Prompt :: Return each line of the listing below, unchanged, and omit the images.

▼

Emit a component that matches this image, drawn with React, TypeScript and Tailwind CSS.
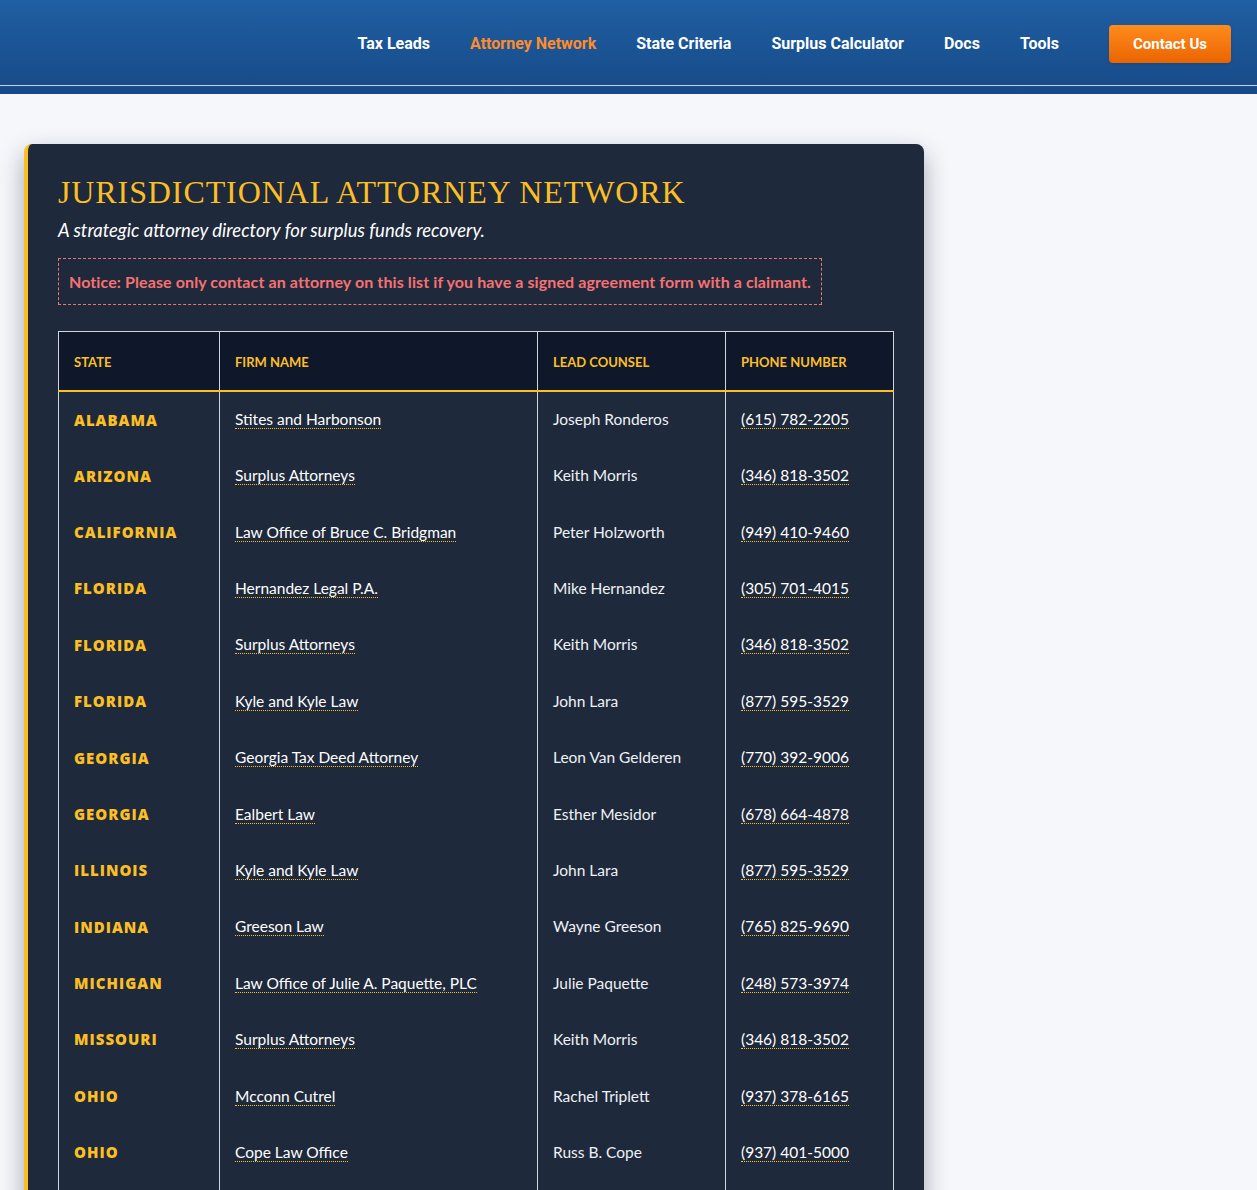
const navItems = [
  { label: "Tax Leads", active: false },
  { label: "Attorney Network", active: true },
  { label: "State Criteria", active: false },
  { label: "Surplus Calculator", active: false },
  { label: "Docs", active: false },
  { label: "Tools", active: false },
];

const attorneys = [
  { state: "Alabama", firm: "Stites and Harbonson", counsel: "Joseph Ronderos", phone: "(615) 782-2205" },
  { state: "Arizona", firm: "Surplus Attorneys", counsel: "Keith Morris", phone: "(346) 818-3502" },
  { state: "California", firm: "Law Office of Bruce C. Bridgman", counsel: "Peter Holzworth", phone: "(949) 410-9460" },
  { state: "Florida", firm: "Hernandez Legal P.A.", counsel: "Mike Hernandez", phone: "(305) 701-4015" },
  { state: "Florida", firm: "Surplus Attorneys", counsel: "Keith Morris", phone: "(346) 818-3502" },
  { state: "Florida", firm: "Kyle and Kyle Law", counsel: "John Lara", phone: "(877) 595-3529" },
  { state: "Georgia", firm: "Georgia Tax Deed Attorney", counsel: "Leon Van Gelderen", phone: "(770) 392-9006" },
  { state: "Georgia", firm: "Ealbert Law", counsel: "Esther Mesidor", phone: "(678) 664-4878" },
  { state: "Illinois", firm: "Kyle and Kyle Law", counsel: "John Lara", phone: "(877) 595-3529" },
  { state: "Indiana", firm: "Greeson Law", counsel: "Wayne Greeson", phone: "(765) 825-9690" },
  { state: "Michigan", firm: "Law Office of Julie A. Paquette, PLC", counsel: "Julie Paquette", phone: "(248) 573-3974" },
  { state: "Missouri", firm: "Surplus Attorneys", counsel: "Keith Morris", phone: "(346) 818-3502" },
  { state: "Ohio", firm: "Mcconn Cutrel", counsel: "Rachel Triplett", phone: "(937) 378-6165" },
  { state: "Ohio", firm: "Cope Law Office", counsel: "Russ B. Cope", phone: "(937) 401-5000" },
  { state: "Texas", firm: "Surplus Attorneys", counsel: "Keith Morris", phone: "(346) 818-3502" },
];

export default function App() {
  return (
    <div className="min-h-screen bg-[#f5f7fb] font-['Lato','Noto_Sans',sans-serif]">
      {/* Top navigation */}
      <header className="bg-gradient-to-b from-[#1f5fa3] to-[#174a87]">
        <nav className="h-[86px] pt-[3px] flex items-center justify-end pr-[26px] border-b border-[#c9d3de] font-['Roboto',sans-serif]">
          <ul className="flex items-center gap-10">
            {navItems.map((item) => (
              <li key={item.label}>
                <a
                  href="#"
                  className={`text-[16px] font-bold ${item.active ? "text-[#ff8c2a]" : "text-white"}`}
                >
                  {item.label}
                </a>
              </li>
            ))}
          </ul>
          <a
            href="#"
            className="ml-[50px] h-[38px] w-[122px] flex items-center justify-center rounded bg-gradient-to-b from-[#ff8b1c] to-[#ea6400] text-white text-[15px] font-bold shadow"
          >
            Contact Us
          </a>
        </nav>
        <div className="h-[8px]" />
      </header>

      <main className="pt-[50px] pl-[24px]">
        <section className="w-[900px] bg-[#1e293b] border-l-4 border-[#fbbf24] rounded-lg shadow-[0_10px_25px_rgba(15,23,42,0.35)] px-[30px] pt-[30px] pb-[30px]">
          <h1 className="font-['Liberation_Serif',serif] text-[32px] leading-[36px] tracking-[0.9px] uppercase text-[#fbbf24]">
            Jurisdictional Attorney Network
          </h1>
          <p className="mt-[7px] text-[18.5px] italic text-white">
            A strategic attorney directory for surplus funds recovery.
          </p>

          <div className="mt-[13px] inline-block border border-dashed border-[#f87171] px-[10px] py-[12px]">
            <p className="text-[16px] leading-[21px] font-bold tracking-[0.1px] text-[#f87171]">
              Notice: Please only contact an attorney on this list if you have a signed agreement form with a claimant.
            </p>
          </div>

          <table className="mt-[26px] w-[835px] border-collapse border border-[#d1d5db] table-fixed">
            <colgroup>
              <col className="w-[161px]" />
              <col className="w-[318px]" />
              <col className="w-[188px]" />
              <col className="w-[168px]" />
            </colgroup>
            <thead>
              <tr className="bg-[#0f172a] border-b-2 border-[#fbbf24]">
                {["State", "Firm Name", "Lead Counsel", "Phone Number"].map((h) => (
                  <th
                    key={h}
                    className="h-[60px] pt-[3px] px-[15px] text-left text-[13px] font-bold uppercase text-[#fbbf24] border-x border-[#d1d5db]"
                  >
                    {h}
                  </th>
                ))}
              </tr>
            </thead>
            <tbody>
              {attorneys.map((a, i) => (
                <tr key={i}>
                  <td className="h-[56.4px] px-[15px] border-x border-[#d1d5db] font-['Open_Sans',sans-serif] text-[15px] font-extrabold uppercase tracking-[1px] text-[#fbbf24]">
                    {a.state}
                  </td>
                  <td className="px-[15px] border-x border-[#d1d5db] text-[15.5px] text-white">
                    <a href="#" className="border-b border-dotted border-[#fbbf24]">
                      {a.firm}
                    </a>
                  </td>
                  <td className="px-[15px] border-x border-[#d1d5db] text-[15.5px] text-[#eef1f5]">
                    {a.counsel}
                  </td>
                  <td className="px-[15px] border-x border-[#d1d5db] text-[15.5px] text-white">
                    <a href="#" className="border-b border-dotted border-[#fbbf24]">
                      {a.phone}
                    </a>
                  </td>
                </tr>
              ))}
            </tbody>
          </table>
        </section>
      </main>
    </div>
  );
}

▲

Exercise result ::
Emit a component that matches this image, drawn with React, TypeScript and Tailwind CSS.
const navItems = [
  { label: "Tax Leads", active: false },
  { label: "Attorney Network", active: true },
  { label: "State Criteria", active: false },
  { label: "Surplus Calculator", active: false },
  { label: "Docs", active: false },
  { label: "Tools", active: false },
];

const attorneys = [
  { state: "Alabama", firm: "Stites and Harbonson", counsel: "Joseph Ronderos", phone: "(615) 782-2205" },
  { state: "Arizona", firm: "Surplus Attorneys", counsel: "Keith Morris", phone: "(346) 818-3502" },
  { state: "California", firm: "Law Office of Bruce C. Bridgman", counsel: "Peter Holzworth", phone: "(949) 410-9460" },
  { state: "Florida", firm: "Hernandez Legal P.A.", counsel: "Mike Hernandez", phone: "(305) 701-4015" },
  { state: "Florida", firm: "Surplus Attorneys", counsel: "Keith Morris", phone: "(346) 818-3502" },
  { state: "Florida", firm: "Kyle and Kyle Law", counsel: "John Lara", phone: "(877) 595-3529" },
  { state: "Georgia", firm: "Georgia Tax Deed Attorney", counsel: "Leon Van Gelderen", phone: "(770) 392-9006" },
  { state: "Georgia", firm: "Ealbert Law", counsel: "Esther Mesidor", phone: "(678) 664-4878" },
  { state: "Illinois", firm: "Kyle and Kyle Law", counsel: "John Lara", phone: "(877) 595-3529" },
  { state: "Indiana", firm: "Greeson Law", counsel: "Wayne Greeson", phone: "(765) 825-9690" },
  { state: "Michigan", firm: "Law Office of Julie A. Paquette, PLC", counsel: "Julie Paquette", phone: "(248) 573-3974" },
  { state: "Missouri", firm: "Surplus Attorneys", counsel: "Keith Morris", phone: "(346) 818-3502" },
  { state: "Ohio", firm: "Mcconn Cutrel", counsel: "Rachel Triplett", phone: "(937) 378-6165" },
  { state: "Ohio", firm: "Cope Law Office", counsel: "Russ B. Cope", phone: "(937) 401-5000" },
  { state: "Texas", firm: "Surplus Attorneys", counsel: "Keith Morris", phone: "(346) 818-3502" },
];

export default function App() {
  return (
    <div className="min-h-screen bg-[#f5f7fb] font-['Lato','Noto_Sans',sans-serif]">
      {/* Top navigation */}
      <header className="bg-gradient-to-b from-[#1f5fa3] to-[#174a87]">
        <nav className="h-[86px] pt-[3px] flex items-center justify-end pr-[26px] border-b border-[#c9d3de] font-['Roboto',sans-serif]">
          <ul className="flex items-center gap-10">
            {navItems.map((item) => (
              <li key={item.label}>
                <a
                  href="#"
                  className={`text-[16px] font-bold ${item.active ? "text-[#ff8c2a]" : "text-white"}`}
                >
                  {item.label}
                </a>
              </li>
            ))}
          </ul>
          <a
            href="#"
            className="ml-[50px] h-[38px] w-[122px] flex items-center justify-center rounded bg-gradient-to-b from-[#ff8b1c] to-[#ea6400] text-white text-[15px] font-bold shadow"
          >
            Contact Us
          </a>
        </nav>
        <div className="h-[8px]" />
      </header>

      <main className="pt-[50px] pl-[24px]">
        <section className="w-[900px] bg-[#1e293b] border-l-4 border-[#fbbf24] rounded-lg shadow-[0_10px_25px_rgba(15,23,42,0.35)] px-[30px] pt-[30px] pb-[30px]">
          <h1 className="font-['Liberation_Serif',serif] text-[32px] leading-[36px] tracking-[0.9px] uppercase text-[#fbbf24]">
            Jurisdictional Attorney Network
          </h1>
          <p className="mt-[7px] text-[18.5px] italic text-white">
            A strategic attorney directory for surplus funds recovery.
          </p>

          <div className="mt-[13px] inline-block border border-dashed border-[#f87171] px-[10px] py-[12px]">
            <p className="text-[16px] leading-[21px] font-bold tracking-[0.1px] text-[#f87171]">
              Notice: Please only contact an attorney on this list if you have a signed agreement form with a claimant.
            </p>
          </div>

          <table className="mt-[26px] w-[835px] border-collapse border border-[#d1d5db] table-fixed">
            <colgroup>
              <col className="w-[161px]" />
              <col className="w-[318px]" />
              <col className="w-[188px]" />
              <col className="w-[168px]" />
            </colgroup>
            <thead>
              <tr className="bg-[#0f172a] border-b-2 border-[#fbbf24]">
                {["State", "Firm Name", "Lead Counsel", "Phone Number"].map((h) => (
                  <th
                    key={h}
                    className="h-[60px] pt-[3px] px-[15px] text-left text-[13px] font-bold uppercase text-[#fbbf24] border-x border-[#d1d5db]"
                  >
                    {h}
                  </th>
                ))}
              </tr>
            </thead>
            <tbody>
              {attorneys.map((a, i) => (
                <tr key={i}>
                  <td className="h-[56.4px] px-[15px] border-x border-[#d1d5db] font-['Open_Sans',sans-serif] text-[15px] font-extrabold uppercase tracking-[1px] text-[#fbbf24]">
                    {a.state}
                  </td>
                  <td className="px-[15px] border-x border-[#d1d5db] text-[15.5px] text-white">
                    <a href="#" className="border-b border-dotted border-[#fbbf24]">
                      {a.firm}
                    </a>
                  </td>
                  <td className="px-[15px] border-x border-[#d1d5db] text-[15.5px] text-[#eef1f5]">
                    {a.counsel}
                  </td>
                  <td className="px-[15px] border-x border-[#d1d5db] text-[15.5px] text-white">
                    <a href="#" className="border-b border-dotted border-[#fbbf24]">
                      {a.phone}
                    </a>
                  </td>
                </tr>
              ))}
            </tbody>
          </table>
        </section>
      </main>
    </div>
  );
}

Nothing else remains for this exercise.